See Gisbert v. U.S. Atty. Gen., 988 F.2d 1437, 1447, amended by,
997 F.2d 1122 (5th Cir. 1993). By failing to make a showing that
his claim falls under the protection of the constitutional writ,
Romero has not demonstrated that the district court erred in
dismissing his habeas petition for lack of jurisdiction. See Max-
George, 205 F.3d at 202-03.
Romero also contends that the district court erred in refusing
to consider his request for a writ of error coram nobis and in
stating that Federal Rule of Civil Procedure 60(b) had abolished
such relief. Because such a writ is unavailable in federal court
to attack a state criminal judgment, he has not shown that the
district court erred in refusing to consider the requested relief.
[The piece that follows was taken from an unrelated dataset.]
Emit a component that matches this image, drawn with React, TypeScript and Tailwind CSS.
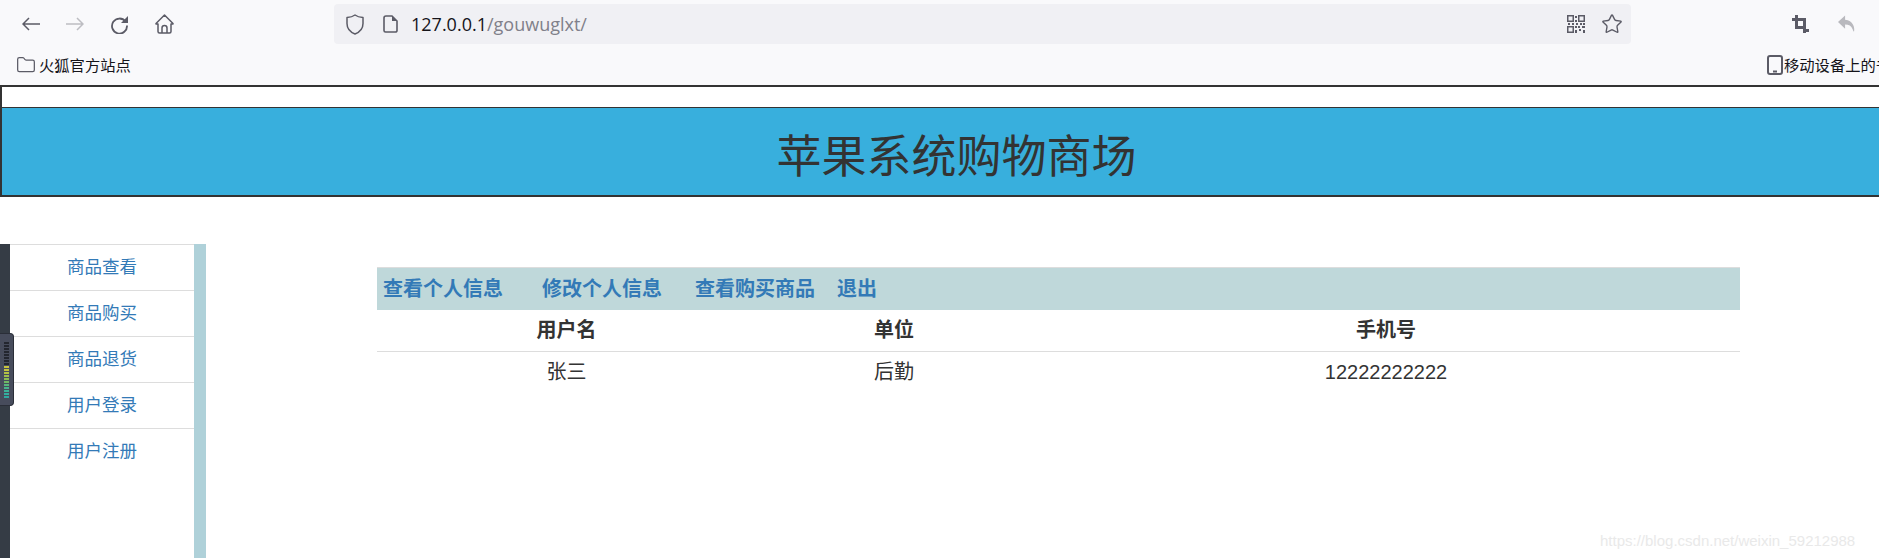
import { Folder, Star } from "lucide-react";

const cjk = "font-['Noto_Sans','Noto_Sans_CJK_SC',sans-serif]";
const menu = ["商品查看", "商品购买", "商品退货", "用户登录", "用户注册"];
const levels = [
  "bg-[#23262f]",
  "bg-[#23262f]",
  "bg-[#23262f]",
  "bg-[#23262f]",
  "bg-[#23262f]",
  "bg-[#23262f]",
  "bg-[#23262f]",
  "bg-[#23262f]",
  "bg-[#c9c43f]",
  "bg-[#c4c440]",
  "bg-[#b4c244]",
  "bg-[#a0be4c]",
  "bg-[#8cbc54]",
  "bg-[#70b864]",
  "bg-[#58b67c]",
  "bg-[#48b48c]",
  "bg-[#3cb298]",
  "bg-[#34aea0]",
  "bg-[#2fa8a0]",
];

function ArrowIcon({ flip, className }: { flip?: boolean; className: string }) {
  return (
    <svg width="18" height="14" viewBox="0 0 18 14" fill="none" stroke="currentColor" strokeWidth="1.5" className={className}>
      {flip ? <path d="M0 7h17M11 1l6 6-6 6" /> : <path d="M18 7H1M7 1 1 7l6 6" />}
    </svg>
  );
}

function ReloadIcon() {
  return (
    <svg width="19" height="19" viewBox="0 0 19 19" fill="none">
      <path d="M15.500 6.500A7.500 7.500 0 1 0 17 10.500" stroke="#5b5b66" strokeWidth="1.800" />
      <path d="M18 1v7h-7z" fill="#5b5b66" />
    </svg>
  );
}

function HomeIcon() {
  return (
    <svg width="19" height="20" viewBox="0 0 19 20" fill="none" stroke="#5b5b66" strokeWidth="1.500" strokeLinejoin="round">
      <path d="M9.500 1 1 9.500V10h2v7.500A1.500 1.500 0 0 0 4.500 19h10a1.500 1.500 0 0 0 1.500-1.500V10h2v-.5z" />
      <path d="M7 19v-5a2.500 2.500 0 0 1 5 0v5" />
    </svg>
  );
}

function ShieldIcon() {
  return (
    <svg width="18" height="21" viewBox="0 0 18 21" fill="none" stroke="#5b5b66" strokeWidth="1.500" strokeLinejoin="round" className="ml-3">
      <path d="M9 1c2 1.500 4.500 2.300 8 2.500v6c0 5-3 8.500-8 10.500-5-2-8-5.500-8-10.500v-6C4.500 3.300 7 2.500 9 1z" />
    </svg>
  );
}

function PageIcon() {
  return (
    <svg width="15" height="18" viewBox="0 0 15 18" className="ml-[19px]" fill="none">
      <path d="M3 1h6l5 5v9.500a1.500 1.500 0 0 1-1.500 1.500h-10A1.500 1.500 0 0 1 1 15.500V3a2 2 0 0 1 2-2z" stroke="#5b5b66" strokeWidth="1.600" />
      <path d="M9 1v5h5z" fill="#5b5b66" />
    </svg>
  );
}

function QrIcon() {
  return (
    <svg width="18" height="18" viewBox="0 0 18 18" fill="#5b5b66">
      <path d="M0 0h7v7H0zM1.500 1.500v4h4v-4zM11 0h7v7h-7zM12.500 1.500v4h4v-4zM0 11h7v7H0zM1.500 12.500v4h4v-4z" fillRule="evenodd" />
      <path d="M8 1h2v2H8zM8 5h2v2H8zM1 8h2v2H1zM5 8h2v2H5zM9 8h2v2H9zM13 8h2v2h-2zM16 8h2v2h-2zM8 11h2v2H8zM11 11h2v2h-2zM15 11h3v2h-3zM8 15h2v3H8zM12 14h2v2h-2zM16 15h2v3h-2z" />
    </svg>
  );
}

function CropIcon() {
  return (
    <svg width="17" height="18" viewBox="0 0 17 18" fill="#5b5b66" fillRule="evenodd">
      <path d="M3 0h3v3h8v11h3v3h-3v1h-3v-4H3V6H0V3h3zM6 6v5h5V6z" />
    </svg>
  );
}

function UndoIcon() {
  return (
    <svg width="17" height="18" viewBox="0 0 18 18" fill="#b9b9be">
      <path d="M7.500 0 0 7l7.500 7V9.500c4 0 6.500 1.500 8 5 .5 1.500 1 2.500 1.500 2.500C18 13 16 5 7.500 4.500z" />
    </svg>
  );
}

function Toolbar() {
  return (
    <div className="h-[85px] bg-[#f9f9fb]">
      <div className="flex h-[48px] items-center">
        <div className="flex w-[334px] items-center gap-[26px] pl-[22px] text-[#5b5b66]">
          <ArrowIcon className="text-[#5b5b66]" />
          <ArrowIcon flip className="text-[#bdbdc2]" />
          <ReloadIcon />
          <HomeIcon />
        </div>
        <div className="flex h-10 w-[1297px] items-center rounded bg-[#f0f0f4] text-[#5b5b66]">
          <ShieldIcon />
          <PageIcon />
          <span className="ml-[13px] font-['Open_Sans',sans-serif] text-[18px] text-[#15141a]">
            127.0.0.1<span className="text-[#80808a]">/gouwuglxt/</span>
          </span>
          <div className="ml-auto flex items-center gap-[16px] pr-[8px]">
            <QrIcon />
            <Star size={22} strokeWidth={1.5} />
          </div>
        </div>
        <div className="ml-[161px] flex items-center gap-[29px]">
          <CropIcon />
          <UndoIcon />
        </div>
      </div>
      <div className={`flex h-[37px] items-center justify-between whitespace-nowrap text-[15.300px] text-[#15141a] ${cjk}`}>
        <div className="flex items-center gap-[3px] pb-[3px] pl-[16px]">
          <Folder size={20} strokeWidth={1.5} className="text-[#5b5b66]" />
          火狐官方站点
        </div>
        <div className="flex w-[112px] shrink-0 items-center gap-[1px] overflow-hidden pb-[3px]">
          <svg width="16" height="20" viewBox="0 0 16 20" className="shrink-0" fill="none" stroke="#5b5b66" strokeWidth="2">
            <rect x="1" y="1" width="14" height="18" rx="2" />
            <path d="M6 16.500h4" />
          </svg>
          移动设备上的书签
        </div>
      </div>
    </div>
  );
}

export default function App() {
  return (
    <div className={`relative h-[558px] w-[1879px] overflow-hidden bg-white text-[#333] ${cjk}`}>
      <Toolbar />
      <header className="w-[1900px] border-2 border-[#333] pt-5">
        <div className="flex h-[88px] items-center justify-center border-t border-[#333] bg-[#38afdd] pl-[13px] pt-[8px] text-[45px]">
          苹果系统购物商场
        </div>
      </header>
      <main className="mt-[47px] flex h-[314px]">
        <aside className="flex h-full w-[206px] shrink-0">
          <div className="w-[10px] bg-[#353c45]" />
          <ul className="flex-1 border-t border-[#ddd] text-center text-[17.500px] text-[#337ab7]">
            {menu.map((item) => (
              <li key={item} className="flex h-[46px] items-center justify-center border-b border-[#ddd] pb-[3px] last:border-b-0">
                {item}
              </li>
            ))}
          </ul>
          <div className="w-3 bg-[#afd1d9]" />
        </aside>
        <section className="ml-[171px] w-[1363px] pt-[23px]">
          <nav className="flex h-[43px] items-center whitespace-nowrap border-t border-[#ddd] bg-[#bfd8da] pl-[6px] text-[20px] font-bold text-[#337ab7]">
            <a className="w-[159px]">查看个人信息</a>
            <a className="w-[153px]">修改个人信息</a>
            <a className="w-[142px]">查看购买商品</a>
            <a>退出</a>
          </nav>
          <table className="w-full table-fixed text-center text-[20px]">
            <colgroup>
              <col className="w-[379px]" />
              <col className="w-[276px]" />
              <col />
            </colgroup>
            <thead>
              <tr className="h-[41px] border-b border-[#ddd] font-bold">
                <th>用户名</th>
                <th>单位</th>
                <th>手机号</th>
              </tr>
            </thead>
            <tbody>
              <tr className="h-[42px]">
                <td>张三</td>
                <td>后勤</td>
                <td className="font-['Liberation_Sans',sans-serif]">12222222222</td>
              </tr>
            </tbody>
          </table>
        </section>
      </main>
      {/* widget docked on the left edge */}
      <div className="absolute left-0 top-[333px] flex h-[73px] w-[14px] flex-col items-center justify-end gap-[1px] rounded-r border-y border-r border-[#2a2e38] bg-[#474c5c] pb-[7px] pr-[1px]">
        {levels.map((c, i) => (
          <span key={i} className={`block h-[2px] w-[5px] ${c}`} />
        ))}
      </div>
      {/* watermark */}
      <span className="absolute left-[1600px] top-[530px] font-['Liberation_Sans',sans-serif] text-[15px] text-[#e9e9e9]">
        https://blog.csdn.net/weixin_59212988
      </span>
    </div>
  );
}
See Sinclair v. Louisiana, 679 F.2d 513, 514 (5th Cir. 1982);
Cavett v. Ellis, 578 F.2d 567, 569 n.4 (5th Cir. 1978).
Romero also maintains that the district court erred in not
transferring his case to this court pursuant to 28 U.S.C. § 1631.
Under 28 U.S.C. § 1631, a case may be transferred to another court
only if it could have been brought in that court when filed.
Because Romero filed his petition in the district court more than
30 days after his removal order became final, the district court
could not have transferred the petition to this court as a petition
for review. See Finlay, 210 F.3d at 557; 8 U.S.C. § 1252(b)(1).